--- START Data segment ---

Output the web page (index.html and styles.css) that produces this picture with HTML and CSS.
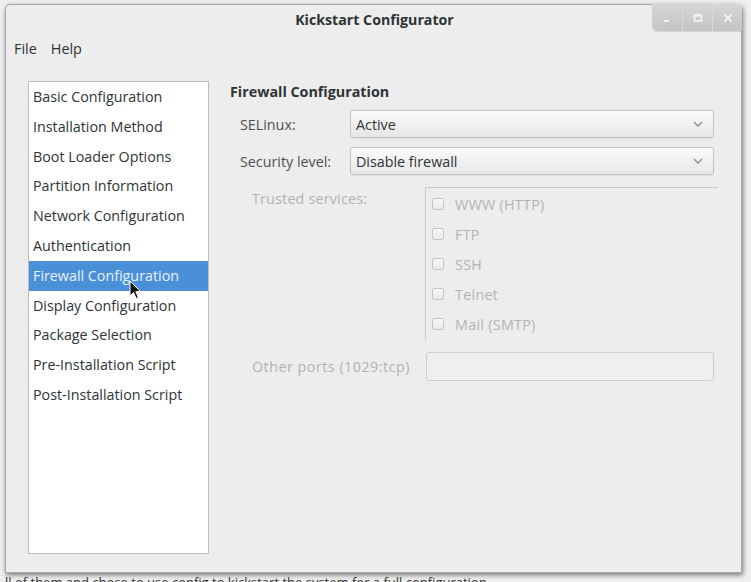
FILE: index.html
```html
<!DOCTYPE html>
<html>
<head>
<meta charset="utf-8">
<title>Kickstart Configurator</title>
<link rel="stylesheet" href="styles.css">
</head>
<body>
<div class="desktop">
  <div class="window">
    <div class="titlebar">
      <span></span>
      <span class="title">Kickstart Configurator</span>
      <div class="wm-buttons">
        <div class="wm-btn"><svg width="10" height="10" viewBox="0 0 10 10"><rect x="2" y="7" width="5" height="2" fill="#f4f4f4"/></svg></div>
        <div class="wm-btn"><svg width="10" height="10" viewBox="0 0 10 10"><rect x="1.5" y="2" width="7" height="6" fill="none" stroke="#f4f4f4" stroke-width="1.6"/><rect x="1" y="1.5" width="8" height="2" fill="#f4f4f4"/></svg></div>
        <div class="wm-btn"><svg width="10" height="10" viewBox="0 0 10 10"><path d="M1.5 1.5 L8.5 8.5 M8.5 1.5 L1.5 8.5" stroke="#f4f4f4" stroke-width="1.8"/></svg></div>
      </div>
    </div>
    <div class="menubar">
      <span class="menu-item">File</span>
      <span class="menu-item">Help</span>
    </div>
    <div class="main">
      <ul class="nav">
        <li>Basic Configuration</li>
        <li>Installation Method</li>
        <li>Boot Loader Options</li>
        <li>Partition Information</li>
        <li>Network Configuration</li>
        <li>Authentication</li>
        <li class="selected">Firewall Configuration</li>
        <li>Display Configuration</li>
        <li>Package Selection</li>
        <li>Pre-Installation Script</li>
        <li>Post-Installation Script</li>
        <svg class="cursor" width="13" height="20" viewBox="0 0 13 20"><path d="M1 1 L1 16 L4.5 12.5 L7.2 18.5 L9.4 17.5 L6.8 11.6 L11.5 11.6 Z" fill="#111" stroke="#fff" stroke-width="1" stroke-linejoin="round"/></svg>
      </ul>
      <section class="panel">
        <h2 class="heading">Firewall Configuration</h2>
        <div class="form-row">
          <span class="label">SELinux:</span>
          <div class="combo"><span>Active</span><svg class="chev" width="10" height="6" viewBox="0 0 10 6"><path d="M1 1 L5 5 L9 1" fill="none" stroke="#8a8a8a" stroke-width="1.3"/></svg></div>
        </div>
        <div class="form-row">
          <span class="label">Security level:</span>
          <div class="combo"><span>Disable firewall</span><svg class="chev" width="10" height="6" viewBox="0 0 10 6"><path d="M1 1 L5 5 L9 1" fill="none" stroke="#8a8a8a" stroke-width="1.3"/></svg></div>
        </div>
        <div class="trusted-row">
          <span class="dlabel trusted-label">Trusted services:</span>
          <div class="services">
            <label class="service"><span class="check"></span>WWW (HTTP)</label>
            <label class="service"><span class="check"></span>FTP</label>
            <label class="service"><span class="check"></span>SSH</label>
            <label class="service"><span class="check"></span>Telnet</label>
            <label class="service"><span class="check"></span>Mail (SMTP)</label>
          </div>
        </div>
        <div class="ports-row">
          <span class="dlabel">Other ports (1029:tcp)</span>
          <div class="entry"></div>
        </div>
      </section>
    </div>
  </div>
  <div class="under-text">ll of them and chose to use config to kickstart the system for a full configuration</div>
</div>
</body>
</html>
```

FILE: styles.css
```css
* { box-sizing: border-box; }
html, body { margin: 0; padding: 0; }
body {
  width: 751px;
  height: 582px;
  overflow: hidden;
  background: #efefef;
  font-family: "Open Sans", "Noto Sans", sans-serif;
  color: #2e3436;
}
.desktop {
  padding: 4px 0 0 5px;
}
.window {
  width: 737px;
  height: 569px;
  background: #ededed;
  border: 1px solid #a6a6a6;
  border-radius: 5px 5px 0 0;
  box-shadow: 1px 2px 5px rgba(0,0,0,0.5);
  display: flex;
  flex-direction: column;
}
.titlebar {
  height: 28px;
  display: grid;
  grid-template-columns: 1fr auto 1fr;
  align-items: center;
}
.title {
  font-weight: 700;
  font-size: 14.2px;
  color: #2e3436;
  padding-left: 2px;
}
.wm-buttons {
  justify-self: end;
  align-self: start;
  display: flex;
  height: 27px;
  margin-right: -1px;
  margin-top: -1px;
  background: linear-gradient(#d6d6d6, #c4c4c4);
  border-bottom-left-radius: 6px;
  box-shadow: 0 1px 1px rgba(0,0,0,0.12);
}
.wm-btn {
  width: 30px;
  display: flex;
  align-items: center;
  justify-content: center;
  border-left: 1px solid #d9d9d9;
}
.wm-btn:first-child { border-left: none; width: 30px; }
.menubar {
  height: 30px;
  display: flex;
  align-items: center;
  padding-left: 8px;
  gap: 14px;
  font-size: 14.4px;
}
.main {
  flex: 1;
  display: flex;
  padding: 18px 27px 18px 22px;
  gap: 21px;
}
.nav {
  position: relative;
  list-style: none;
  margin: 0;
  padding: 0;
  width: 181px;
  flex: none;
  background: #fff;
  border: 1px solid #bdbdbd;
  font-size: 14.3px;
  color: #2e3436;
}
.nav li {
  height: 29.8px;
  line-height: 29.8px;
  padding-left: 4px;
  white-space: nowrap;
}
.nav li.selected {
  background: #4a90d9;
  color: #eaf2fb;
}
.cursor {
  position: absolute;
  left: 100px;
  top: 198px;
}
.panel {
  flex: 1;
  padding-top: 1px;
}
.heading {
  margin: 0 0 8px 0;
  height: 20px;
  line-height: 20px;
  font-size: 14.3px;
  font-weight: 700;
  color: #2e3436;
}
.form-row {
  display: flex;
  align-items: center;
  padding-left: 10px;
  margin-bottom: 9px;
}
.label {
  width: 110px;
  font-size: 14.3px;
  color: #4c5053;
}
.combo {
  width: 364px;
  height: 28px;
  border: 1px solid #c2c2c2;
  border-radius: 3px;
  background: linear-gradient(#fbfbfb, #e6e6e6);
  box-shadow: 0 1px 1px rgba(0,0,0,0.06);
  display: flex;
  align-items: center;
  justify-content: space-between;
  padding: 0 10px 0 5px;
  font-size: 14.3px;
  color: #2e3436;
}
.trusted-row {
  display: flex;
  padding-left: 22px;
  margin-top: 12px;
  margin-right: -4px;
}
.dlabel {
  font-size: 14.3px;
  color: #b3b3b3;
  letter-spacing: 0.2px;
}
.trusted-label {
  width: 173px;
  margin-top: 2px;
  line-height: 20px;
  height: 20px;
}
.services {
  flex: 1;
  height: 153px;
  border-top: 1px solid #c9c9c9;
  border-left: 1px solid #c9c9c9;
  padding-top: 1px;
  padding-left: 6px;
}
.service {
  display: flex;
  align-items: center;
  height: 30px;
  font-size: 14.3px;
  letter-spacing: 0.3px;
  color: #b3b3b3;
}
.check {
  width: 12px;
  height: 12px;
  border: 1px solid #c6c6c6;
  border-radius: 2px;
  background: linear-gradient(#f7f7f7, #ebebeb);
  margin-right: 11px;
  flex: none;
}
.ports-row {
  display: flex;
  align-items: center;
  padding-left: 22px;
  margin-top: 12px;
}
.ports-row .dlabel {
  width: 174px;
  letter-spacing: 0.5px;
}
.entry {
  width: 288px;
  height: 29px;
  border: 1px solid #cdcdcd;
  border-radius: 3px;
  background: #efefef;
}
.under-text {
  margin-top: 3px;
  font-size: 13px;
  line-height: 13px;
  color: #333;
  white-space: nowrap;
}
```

--- END Data segment ---

**What you need to do**
Transcribe all the lines above exactly, apart from the pictures.

**Complete response**
Output the web page (index.html and styles.css) that produces this picture with HTML and CSS.
FILE: index.html
```html
<!DOCTYPE html>
<html>
<head>
<meta charset="utf-8">
<title>Kickstart Configurator</title>
<link rel="stylesheet" href="styles.css">
</head>
<body>
<div class="desktop">
  <div class="window">
    <div class="titlebar">
      <span></span>
      <span class="title">Kickstart Configurator</span>
      <div class="wm-buttons">
        <div class="wm-btn"><svg width="10" height="10" viewBox="0 0 10 10"><rect x="2" y="7" width="5" height="2" fill="#f4f4f4"/></svg></div>
        <div class="wm-btn"><svg width="10" height="10" viewBox="0 0 10 10"><rect x="1.5" y="2" width="7" height="6" fill="none" stroke="#f4f4f4" stroke-width="1.6"/><rect x="1" y="1.5" width="8" height="2" fill="#f4f4f4"/></svg></div>
        <div class="wm-btn"><svg width="10" height="10" viewBox="0 0 10 10"><path d="M1.5 1.5 L8.5 8.5 M8.5 1.5 L1.5 8.5" stroke="#f4f4f4" stroke-width="1.8"/></svg></div>
      </div>
    </div>
    <div class="menubar">
      <span class="menu-item">File</span>
      <span class="menu-item">Help</span>
    </div>
    <div class="main">
      <ul class="nav">
        <li>Basic Configuration</li>
        <li>Installation Method</li>
        <li>Boot Loader Options</li>
        <li>Partition Information</li>
        <li>Network Configuration</li>
        <li>Authentication</li>
        <li class="selected">Firewall Configuration</li>
        <li>Display Configuration</li>
        <li>Package Selection</li>
        <li>Pre-Installation Script</li>
        <li>Post-Installation Script</li>
        <svg class="cursor" width="13" height="20" viewBox="0 0 13 20"><path d="M1 1 L1 16 L4.5 12.5 L7.2 18.5 L9.4 17.5 L6.8 11.6 L11.5 11.6 Z" fill="#111" stroke="#fff" stroke-width="1" stroke-linejoin="round"/></svg>
      </ul>
      <section class="panel">
        <h2 class="heading">Firewall Configuration</h2>
        <div class="form-row">
          <span class="label">SELinux:</span>
          <div class="combo"><span>Active</span><svg class="chev" width="10" height="6" viewBox="0 0 10 6"><path d="M1 1 L5 5 L9 1" fill="none" stroke="#8a8a8a" stroke-width="1.3"/></svg></div>
        </div>
        <div class="form-row">
          <span class="label">Security level:</span>
          <div class="combo"><span>Disable firewall</span><svg class="chev" width="10" height="6" viewBox="0 0 10 6"><path d="M1 1 L5 5 L9 1" fill="none" stroke="#8a8a8a" stroke-width="1.3"/></svg></div>
        </div>
        <div class="trusted-row">
          <span class="dlabel trusted-label">Trusted services:</span>
          <div class="services">
            <label class="service"><span class="check"></span>WWW (HTTP)</label>
            <label class="service"><span class="check"></span>FTP</label>
            <label class="service"><span class="check"></span>SSH</label>
            <label class="service"><span class="check"></span>Telnet</label>
            <label class="service"><span class="check"></span>Mail (SMTP)</label>
          </div>
        </div>
        <div class="ports-row">
          <span class="dlabel">Other ports (1029:tcp)</span>
          <div class="entry"></div>
        </div>
      </section>
    </div>
  </div>
  <div class="under-text">ll of them and chose to use config to kickstart the system for a full configuration</div>
</div>
</body>
</html>
```

FILE: styles.css
```css
* { box-sizing: border-box; }
html, body { margin: 0; padding: 0; }
body {
  width: 751px;
  height: 582px;
  overflow: hidden;
  background: #efefef;
  font-family: "Open Sans", "Noto Sans", sans-serif;
  color: #2e3436;
}
.desktop {
  padding: 4px 0 0 5px;
}
.window {
  width: 737px;
  height: 569px;
  background: #ededed;
  border: 1px solid #a6a6a6;
  border-radius: 5px 5px 0 0;
  box-shadow: 1px 2px 5px rgba(0,0,0,0.5);
  display: flex;
  flex-direction: column;
}
.titlebar {
  height: 28px;
  display: grid;
  grid-template-columns: 1fr auto 1fr;
  align-items: center;
}
.title {
  font-weight: 700;
  font-size: 14.2px;
  color: #2e3436;
  padding-left: 2px;
}
.wm-buttons {
  justify-self: end;
  align-self: start;
  display: flex;
  height: 27px;
  margin-right: -1px;
  margin-top: -1px;
  background: linear-gradient(#d6d6d6, #c4c4c4);
  border-bottom-left-radius: 6px;
  box-shadow: 0 1px 1px rgba(0,0,0,0.12);
}
.wm-btn {
  width: 30px;
  display: flex;
  align-items: center;
  justify-content: center;
  border-left: 1px solid #d9d9d9;
}
.wm-btn:first-child { border-left: none; width: 30px; }
.menubar {
  height: 30px;
  display: flex;
  align-items: center;
  padding-left: 8px;
  gap: 14px;
  font-size: 14.4px;
}
.main {
  flex: 1;
  display: flex;
  padding: 18px 27px 18px 22px;
  gap: 21px;
}
.nav {
  position: relative;
  list-style: none;
  margin: 0;
  padding: 0;
  width: 181px;
  flex: none;
  background: #fff;
  border: 1px solid #bdbdbd;
  font-size: 14.3px;
  color: #2e3436;
}
.nav li {
  height: 29.8px;
  line-height: 29.8px;
  padding-left: 4px;
  white-space: nowrap;
}
.nav li.selected {
  background: #4a90d9;
  color: #eaf2fb;
}
.cursor {
  position: absolute;
  left: 100px;
  top: 198px;
}
.panel {
  flex: 1;
  padding-top: 1px;
}
.heading {
  margin: 0 0 8px 0;
  height: 20px;
  line-height: 20px;
  font-size: 14.3px;
  font-weight: 700;
  color: #2e3436;
}
.form-row {
  display: flex;
  align-items: center;
  padding-left: 10px;
  margin-bottom: 9px;
}
.label {
  width: 110px;
  font-size: 14.3px;
  color: #4c5053;
}
.combo {
  width: 364px;
  height: 28px;
  border: 1px solid #c2c2c2;
  border-radius: 3px;
  background: linear-gradient(#fbfbfb, #e6e6e6);
  box-shadow: 0 1px 1px rgba(0,0,0,0.06);
  display: flex;
  align-items: center;
  justify-content: space-between;
  padding: 0 10px 0 5px;
  font-size: 14.3px;
  color: #2e3436;
}
.trusted-row {
  display: flex;
  padding-left: 22px;
  margin-top: 12px;
  margin-right: -4px;
}
.dlabel {
  font-size: 14.3px;
  color: #b3b3b3;
  letter-spacing: 0.2px;
}
.trusted-label {
  width: 173px;
  margin-top: 2px;
  line-height: 20px;
  height: 20px;
}
.services {
  flex: 1;
  height: 153px;
  border-top: 1px solid #c9c9c9;
  border-left: 1px solid #c9c9c9;
  padding-top: 1px;
  padding-left: 6px;
}
.service {
  display: flex;
  align-items: center;
  height: 30px;
  font-size: 14.3px;
  letter-spacing: 0.3px;
  color: #b3b3b3;
}
.check {
  width: 12px;
  height: 12px;
  border: 1px solid #c6c6c6;
  border-radius: 2px;
  background: linear-gradient(#f7f7f7, #ebebeb);
  margin-right: 11px;
  flex: none;
}
.ports-row {
  display: flex;
  align-items: center;
  padding-left: 22px;
  margin-top: 12px;
}
.ports-row .dlabel {
  width: 174px;
  letter-spacing: 0.5px;
}
.entry {
  width: 288px;
  height: 29px;
  border: 1px solid #cdcdcd;
  border-radius: 3px;
  background: #efefef;
}
.under-text {
  margin-top: 3px;
  font-size: 13px;
  line-height: 13px;
  color: #333;
  white-space: nowrap;
}
```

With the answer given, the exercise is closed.